GOAL OF THE EXERCISE — Transcribe the listing exactly, leaving out every picture.

+++ RAW DATA +++

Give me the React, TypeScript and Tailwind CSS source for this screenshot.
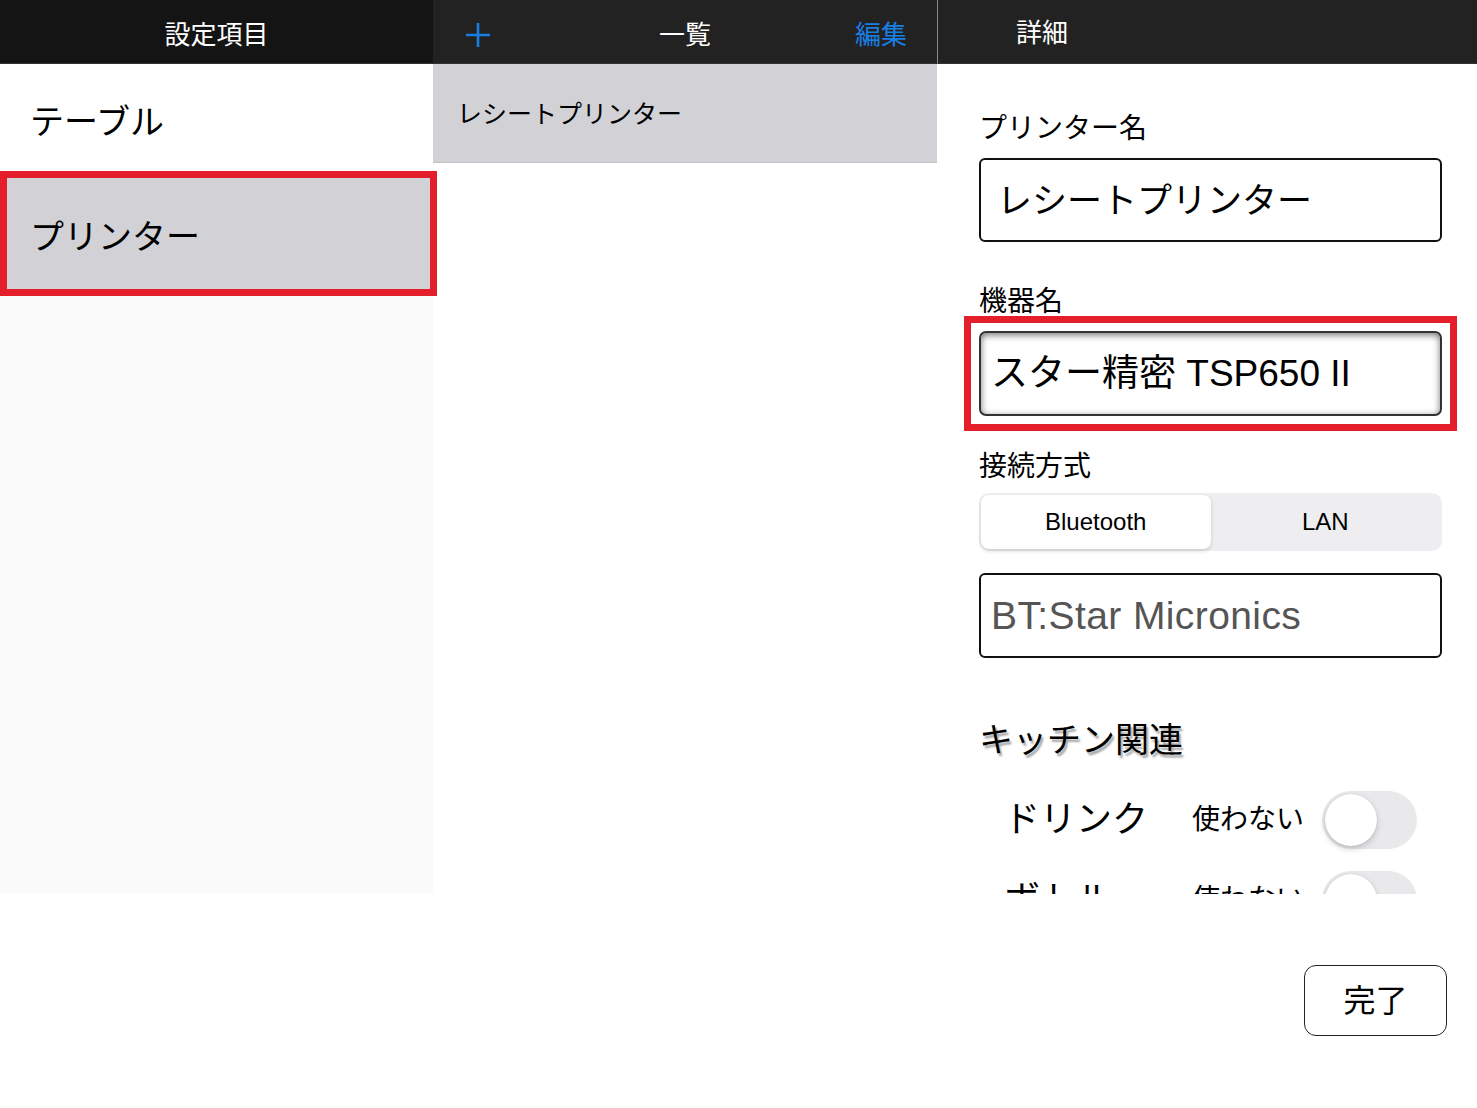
import { useState } from 'react';

const font = "font-['Liberation_Sans','Noto_Sans_CJK_JP',sans-serif]";

function Toggle({ on }: { on: boolean }) {
  return (
    <div className={`w-[95px] h-[58px] rounded-full p-[3px] flex shrink-0 ${on ? 'bg-[#34c759] justify-end' : 'bg-[#e9e9eb] justify-start'}`}>
      <div className="w-[52px] h-[52px] rounded-full bg-white shadow-[0_3px_6px_rgba(0,0,0,0.18),0_0_1px_rgba(0,0,0,0.2)]" />
    </div>
  );
}

export default function App() {
  const [conn, setConn] = useState<'bt' | 'lan'>('bt');
  const kitchen = [
    { label: 'ドリンク', on: false },
    { label: 'ボトル', on: false },
  ];

  return (
    <div className={`w-[1477px] h-[1108px] bg-white flex flex-col text-black ${font}`}>
      <div className="h-[894px] shrink-0 flex">
        {/* settings list */}
        <div className="w-[433px] flex flex-col bg-[#fafafa]">
          <div className="h-16 shrink-0 bg-[#141414] border-b border-[#333] flex items-center justify-center pt-[6px]">
            <span className="text-white text-[26px] leading-none">設定項目</span>
          </div>
          <div className="h-[107px] shrink-0 bg-white flex items-center pl-[30px] pt-[8px]">
            <span className="text-[34px] leading-none">テーブル</span>
          </div>
          <div className="relative h-[125px] shrink-0 bg-[#d1d1d6] flex items-center pl-[30px] pt-[6px]">
            <span className="text-[34px] leading-none">プリンター</span>
            <div className="absolute inset-y-0 left-0 -right-[4px] border-[7px] border-[#e41f2b]" />
          </div>
        </div>

        {/* list */}
        <div className="w-[504px] flex flex-col bg-white">
          <div className="h-16 shrink-0 bg-[#222222] border-b border-[#333] grid grid-cols-3 items-center pt-[6px]">
            <div className="pl-[31px] flex">
              <svg width="28" height="28" viewBox="0 0 28 28" className="text-[#1a7fe5]">
                <path d="M14 2v24M2 14h24" stroke="currentColor" strokeWidth="2.6" fill="none" />
              </svg>
            </div>
            <span className="text-white text-[26px] leading-none text-center">一覧</span>
            <span className="text-[#1a7fe5] text-[26px] leading-none text-right pr-[30px]">編集</span>
          </div>
          <div className="h-[99px] shrink-0 bg-[#d1d1d6] border-b border-[#c4c4c8] flex items-center pl-[24px] pt-[2px]">
            <span className="text-[25px] leading-none">レシートプリンター</span>
          </div>
        </div>

        {/* detail */}
        <div className="flex-1 flex flex-col bg-white overflow-hidden">
          <div className="h-16 shrink-0 bg-[#222222] border-l border-[#8a8a8a] border-b border-b-[#333] flex items-center pl-[78px] pt-[2px]">
            <span className="text-white text-[26px] leading-none">詳細</span>
          </div>
          <div className="flex-1 overflow-hidden pl-[42px] pr-[35px] flex flex-col">
            <div className="mt-[46px] h-9 shrink-0 flex items-center text-[28px] pt-[2px]">プリンター名</div>
            <div className="mt-[12px] h-[84px] shrink-0 border-2 border-[#111] rounded-[6px] flex items-center pl-[16px] text-[35px] leading-none">
              レシートプリンター
            </div>

            <div className="mt-[42px] h-9 shrink-0 flex items-center text-[28px]">機器名</div>
            <div className="relative mt-[11px] h-[85px] shrink-0">
              <div className="h-full border-2 border-[#333] rounded-[7px] shadow-[inset_0_2px_7px_rgba(0,0,0,0.55)] flex items-center pl-[10px] text-[37px] leading-none">
                スター精密 TSP650 II
              </div>
              <div className="absolute -inset-[15px] border-[7px] border-[#e41f2b]" />
            </div>

            <div className="mt-[33px] h-9 shrink-0 flex items-center text-[28px]">接続方式</div>
            <div className="mt-[8px] h-[58px] shrink-0 bg-[#eeeef0] rounded-[10px] p-[2px] flex">
              <button
                onClick={() => setConn('bt')}
                className={`flex-1 rounded-[8px] text-[24px] ${conn === 'bt' ? 'bg-white shadow-[0_2px_4px_rgba(0,0,0,0.15)]' : ''}`}
              >
                Bluetooth
              </button>
              <button
                onClick={() => setConn('lan')}
                className={`flex-1 rounded-[8px] text-[24px] ${conn === 'lan' ? 'bg-white shadow-[0_2px_4px_rgba(0,0,0,0.15)]' : ''}`}
              >
                LAN
              </button>
            </div>

            <div className="mt-[22px] h-[85px] shrink-0 border-2 border-[#111] rounded-[6px] flex items-center pl-[10px] text-[39px] tracking-[0.4px] leading-none text-[#555]">
              BT:Star Micronics
            </div>

            <div className="mt-[60px] h-11 shrink-0 flex items-center text-[34px] [text-shadow:2px_3px_2px_rgba(0,0,0,0.35)]">
              キッチン関連
            </div>

            <div className="mt-[29px] shrink-0 flex flex-col gap-[22px]">
              {kitchen.map(k => (
                <div key={k.label} className="h-[58px] shrink-0 flex items-center pl-[25px]">
                  <span className="w-[188px] text-[36px] leading-none">{k.label}</span>
                  <span className="w-[130px] text-[28px] leading-none">{k.on ? '使う' : '使わない'}</span>
                  <Toggle on={k.on} />
                </div>
              ))}
            </div>
          </div>
        </div>
      </div>

      <div className="flex-1 flex justify-end items-start pt-[71px] pr-[30px]">
        <button className="w-[143px] h-[71px] border-[1.5px] border-[#222] rounded-[12px] text-[32px] leading-none">
          完了
        </button>
      </div>
    </div>
  );
}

+++

FINAL RESULT —
Give me the React, TypeScript and Tailwind CSS source for this screenshot.
import { useState } from 'react';

const font = "font-['Liberation_Sans','Noto_Sans_CJK_JP',sans-serif]";

function Toggle({ on }: { on: boolean }) {
  return (
    <div className={`w-[95px] h-[58px] rounded-full p-[3px] flex shrink-0 ${on ? 'bg-[#34c759] justify-end' : 'bg-[#e9e9eb] justify-start'}`}>
      <div className="w-[52px] h-[52px] rounded-full bg-white shadow-[0_3px_6px_rgba(0,0,0,0.18),0_0_1px_rgba(0,0,0,0.2)]" />
    </div>
  );
}

export default function App() {
  const [conn, setConn] = useState<'bt' | 'lan'>('bt');
  const kitchen = [
    { label: 'ドリンク', on: false },
    { label: 'ボトル', on: false },
  ];

  return (
    <div className={`w-[1477px] h-[1108px] bg-white flex flex-col text-black ${font}`}>
      <div className="h-[894px] shrink-0 flex">
        {/* settings list */}
        <div className="w-[433px] flex flex-col bg-[#fafafa]">
          <div className="h-16 shrink-0 bg-[#141414] border-b border-[#333] flex items-center justify-center pt-[6px]">
            <span className="text-white text-[26px] leading-none">設定項目</span>
          </div>
          <div className="h-[107px] shrink-0 bg-white flex items-center pl-[30px] pt-[8px]">
            <span className="text-[34px] leading-none">テーブル</span>
          </div>
          <div className="relative h-[125px] shrink-0 bg-[#d1d1d6] flex items-center pl-[30px] pt-[6px]">
            <span className="text-[34px] leading-none">プリンター</span>
            <div className="absolute inset-y-0 left-0 -right-[4px] border-[7px] border-[#e41f2b]" />
          </div>
        </div>

        {/* list */}
        <div className="w-[504px] flex flex-col bg-white">
          <div className="h-16 shrink-0 bg-[#222222] border-b border-[#333] grid grid-cols-3 items-center pt-[6px]">
            <div className="pl-[31px] flex">
              <svg width="28" height="28" viewBox="0 0 28 28" className="text-[#1a7fe5]">
                <path d="M14 2v24M2 14h24" stroke="currentColor" strokeWidth="2.6" fill="none" />
              </svg>
            </div>
            <span className="text-white text-[26px] leading-none text-center">一覧</span>
            <span className="text-[#1a7fe5] text-[26px] leading-none text-right pr-[30px]">編集</span>
          </div>
          <div className="h-[99px] shrink-0 bg-[#d1d1d6] border-b border-[#c4c4c8] flex items-center pl-[24px] pt-[2px]">
            <span className="text-[25px] leading-none">レシートプリンター</span>
          </div>
        </div>

        {/* detail */}
        <div className="flex-1 flex flex-col bg-white overflow-hidden">
          <div className="h-16 shrink-0 bg-[#222222] border-l border-[#8a8a8a] border-b border-b-[#333] flex items-center pl-[78px] pt-[2px]">
            <span className="text-white text-[26px] leading-none">詳細</span>
          </div>
          <div className="flex-1 overflow-hidden pl-[42px] pr-[35px] flex flex-col">
            <div className="mt-[46px] h-9 shrink-0 flex items-center text-[28px] pt-[2px]">プリンター名</div>
            <div className="mt-[12px] h-[84px] shrink-0 border-2 border-[#111] rounded-[6px] flex items-center pl-[16px] text-[35px] leading-none">
              レシートプリンター
            </div>

            <div className="mt-[42px] h-9 shrink-0 flex items-center text-[28px]">機器名</div>
            <div className="relative mt-[11px] h-[85px] shrink-0">
              <div className="h-full border-2 border-[#333] rounded-[7px] shadow-[inset_0_2px_7px_rgba(0,0,0,0.55)] flex items-center pl-[10px] text-[37px] leading-none">
                スター精密 TSP650 II
              </div>
              <div className="absolute -inset-[15px] border-[7px] border-[#e41f2b]" />
            </div>

            <div className="mt-[33px] h-9 shrink-0 flex items-center text-[28px]">接続方式</div>
            <div className="mt-[8px] h-[58px] shrink-0 bg-[#eeeef0] rounded-[10px] p-[2px] flex">
              <button
                onClick={() => setConn('bt')}
                className={`flex-1 rounded-[8px] text-[24px] ${conn === 'bt' ? 'bg-white shadow-[0_2px_4px_rgba(0,0,0,0.15)]' : ''}`}
              >
                Bluetooth
              </button>
              <button
                onClick={() => setConn('lan')}
                className={`flex-1 rounded-[8px] text-[24px] ${conn === 'lan' ? 'bg-white shadow-[0_2px_4px_rgba(0,0,0,0.15)]' : ''}`}
              >
                LAN
              </button>
            </div>

            <div className="mt-[22px] h-[85px] shrink-0 border-2 border-[#111] rounded-[6px] flex items-center pl-[10px] text-[39px] tracking-[0.4px] leading-none text-[#555]">
              BT:Star Micronics
            </div>

            <div className="mt-[60px] h-11 shrink-0 flex items-center text-[34px] [text-shadow:2px_3px_2px_rgba(0,0,0,0.35)]">
              キッチン関連
            </div>

            <div className="mt-[29px] shrink-0 flex flex-col gap-[22px]">
              {kitchen.map(k => (
                <div key={k.label} className="h-[58px] shrink-0 flex items-center pl-[25px]">
                  <span className="w-[188px] text-[36px] leading-none">{k.label}</span>
                  <span className="w-[130px] text-[28px] leading-none">{k.on ? '使う' : '使わない'}</span>
                  <Toggle on={k.on} />
                </div>
              ))}
            </div>
          </div>
        </div>
      </div>

      <div className="flex-1 flex justify-end items-start pt-[71px] pr-[30px]">
        <button className="w-[143px] h-[71px] border-[1.5px] border-[#222] rounded-[12px] text-[32px] leading-none">
          完了
        </button>
      </div>
    </div>
  );
}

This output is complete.